I’ve now seen a couple of different reports (here and now here) about how same-sex couples who legally change their names on their marriage certificates are unable to get the State Department to recognize that name change on the couple’s passports. In these cases, the State Department takes the position that the Defense of Marriage Act (DOMA) prevents the government from recognizing a name change effected in conjunction with a same-sex marriage. Nonetheless, the State Department will recognize the name change if the couple takes the separate (and completely unnecessary) step of going to court to get a judicial name change or if the new name is used publicly and exclusively for a period of at least five years (and you can document such use).
In a follow-up to one of these stories last week, it was reported that a woman who had changed her name when she married her partner in California last June was able to get her married name listed in the back of her passport under “the bearer is also known as.” Although this is a clever work-around to ensure that someone who has successfully changed her name on other documents (e.g., a state driver’s license) does not have documents with inconsistent names on them, it is nonetheless completely demeaning that lesbians and gay men are forced to choose between (1) incurring the extra expense and extra hassle of going to court to get a name change (when different-sex couples are not required to do so) or (2) treating their relationships as somehow counterfeit or false.

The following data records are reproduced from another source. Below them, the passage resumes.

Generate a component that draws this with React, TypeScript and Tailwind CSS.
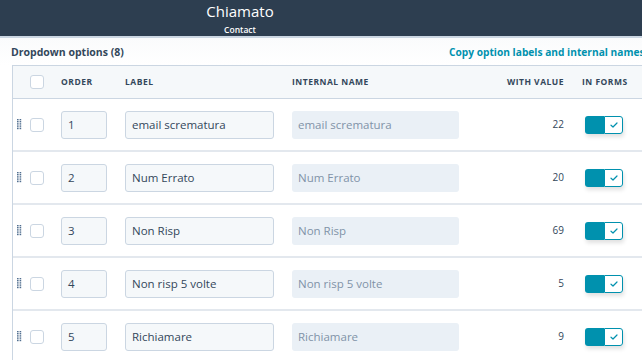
import React from "react";

const rows = [
  { order: "1", label: "email scrematura", value: "22" },
  { order: "2", label: "Num Errato", value: "20" },
  { order: "3", label: "Non Risp", value: "69" },
  { order: "4", label: "Non risp 5 volte", value: "5" },
  { order: "5", label: "Richiamare", value: "9" },
];

function Handle() {
  return (
    <svg width="5" height="11" viewBox="0 0 5 11" className="block">
      {[0, 1, 2, 3, 4, 5].map((i) => (
        <g key={i} fill="#516f90">
          <rect x="0" y={i * 1.8} width="1.6" height="1.2" />
          <rect x="2.6" y={i * 1.8} width="1.6" height="1.2" />
        </g>
      ))}
    </svg>
  );
}

function Checkbox() {
  return <div className="w-[14px] h-[14px] rounded-[3px] border border-[#cbd6e2] bg-white shrink-0" />;
}

function Toggle() {
  return (
    <div className="flex w-[38px] h-[18px] rounded-[3px] shadow-[1px_3px_4px_rgba(0,0,0,0.12)]">
      <div className="w-[19px] h-full bg-[#0091ae] rounded-l-[3px]" />
      <div className="flex-1 h-full bg-white border border-[#0091ae] rounded-r-[3px] flex items-center justify-center">
        <svg width="8" height="6" viewBox="0 0 8 6">
          <path d="M1 3.2 L3 5 L7 1" fill="none" stroke="#0091ae" strokeWidth="1.2" strokeLinecap="round" strokeLinejoin="round" />
        </svg>
      </div>
    </div>
  );
}

export default function App() {
  return (
    <div className="w-[642px] h-[360px] overflow-hidden bg-white" style={{ fontFamily: '"Open Sans", "Noto Sans", sans-serif' }}>
      <div className="h-[36px] bg-[#2d3e50] flex">
        <div className="w-[480px] flex flex-col items-center">
          <div className="text-[15px] leading-[18px] text-white mt-[2px]">Chiamato</div>
          <div className="text-[8.5px] leading-[10px] font-semibold text-white mt-[5px]">Contact</div>
        </div>
      </div>
      <div className="h-[2px] bg-[#cbd6e2]" />
      <div className="bg-gradient-to-b from-[#fafbfc] to-white">
        <div className="flex items-center h-[27px] pt-[3px] pl-[11px] whitespace-nowrap">
          <div className="w-[438px] shrink-0 text-[10.5px] font-bold text-[#33475b]">Dropdown options (8)</div>
          <div className="shrink-0 text-[10.2px] font-bold text-[#0091ae]">Copy option labels and internal names</div>
        </div>
      </div>
      <div className="ml-[12px] w-[680px] border-l border-t border-[#cbd6e2]">
        <div className="flex items-center h-[33px] bg-[#f5f8fa] border-b border-[#cbd6e2] pl-[4px] text-[8.5px] font-bold tracking-[0.5px] text-[#33475b] whitespace-nowrap">
          <div className="w-[5px]" />
          <div className="ml-[8px]"><Checkbox /></div>
          <div className="ml-[17px] w-[46px]">ORDER</div>
          <div className="ml-[18px] w-[149px]">LABEL</div>
          <div className="ml-[18px] w-[167px]">INTERNAL NAME</div>
          <div className="w-[105px] text-right">WITH VALUE</div>
          <div className="ml-[18px]">IN FORMS</div>
        </div>
        {rows.map((r) => (
          <div key={r.order} className="flex items-center h-[53px] border-b-2 border-[#e3e8ee] pl-[4px] text-[11.5px] text-[#33475b] whitespace-nowrap">
            <Handle />
            <div className="ml-[8px]"><Checkbox /></div>
            <div className="ml-[17px] w-[46px] h-[28px] rounded-[3px] border border-[#cbd6e2] bg-[#f5f8fa] flex items-center pl-[6px]">{r.order}</div>
            <div className="ml-[18px] w-[149px] h-[28px] rounded-[3px] border border-[#cbd6e2] bg-[#f5f8fa] flex items-center pl-[6px]">{r.label}</div>
            <div className="ml-[18px] w-[167px] h-[28px] rounded-[3px] bg-[#eaf0f6] flex items-center pl-[6px] text-[#8193a8]">{r.label}</div>
            <div className="w-[105px] text-right text-[10px]">{r.value}</div>
            <div className="ml-[21px]"><Toggle /></div>
          </div>
        ))}
      </div>
    </div>
  );
}
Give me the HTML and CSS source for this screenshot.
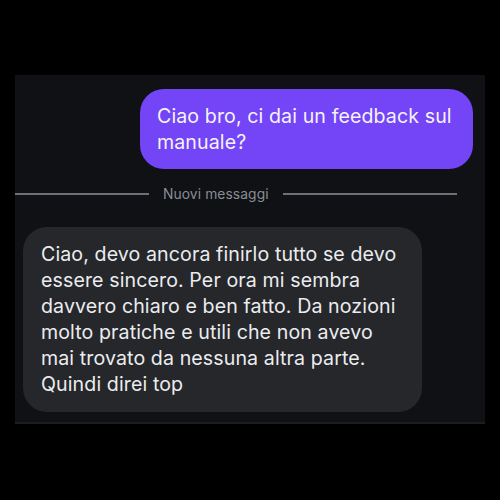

What’s worse is that this treatment is entirely gratuitous. There appears to be nothing that prevents the State Department from recognizing such a name change. Indeed, the passport regulations (22 C.F.R. § 51.25) detail when a name change will be recognized. A name change will be recognized when it is accomplished by court order or decree, on a naturalization certificate, or on a marriage certificate. A name change will also be recognized when that change occurs by operation of state law. In that case, “[a]n applicant must present operative government-issued legal documentation declaring the name change or issued in the new name.” Even if the State Department cannot recognize a name change on a same-sex couple’s marriage certificate, it should be able to acknowledge that the couple’s name has changed by “operation of state law” and accept a driver’s license from the state or some other “government-issued legal documentation … issued in the new name” as evidence of that change.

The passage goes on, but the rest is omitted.